Crowdsourcing Peer Information to Change Spending Behavior

Francesco D’Acunto, Alberto G. Rossi, and Michael Weber

Abstract: Consumers might overestimate optimal spending if forming beliefs based on others’ spending, because others’ conspicuous consumption is more visible than the rest of their consumption. If true, information about others’ overall spending should change beliefs and choice. For a test, we provide crowdsourced information about anonymous “peer groups” to users of a FinTech app. Users converge to peers, especially when peer groups are more informative. For identification, we compare similar users matched to different peers based on sharp thresholds. A randomized control trial on a non-selected population supports external validity. Our results inform the design of robo-advisors for spending.

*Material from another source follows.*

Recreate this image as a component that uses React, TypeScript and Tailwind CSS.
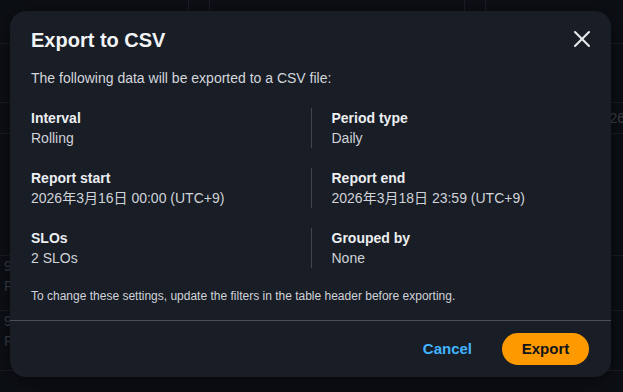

Is School-Based Financial Education Effective? Immediate and Long-Lasting Impacts on Students and Teachers

Veronica Frisancho

Abstract: This paper studies the potential of school-based financial education. Relying on a large-scale experiment in Peru, the study identifies significant improvements on financial skills. Novel credit bureau data uncovers long-lasting effects on financial behavior: three years later, treated students are less likely to have negative records due to unpaid/delinquent bills or credit card statements. Teachers accrue financial literacy gains that double those identified among students and they become more likely to save, particularly through formal channels. Two years after the intervention, teachers borrow more from banks and reduce their delinquency rates, while parents transition away from expensive sources of credit.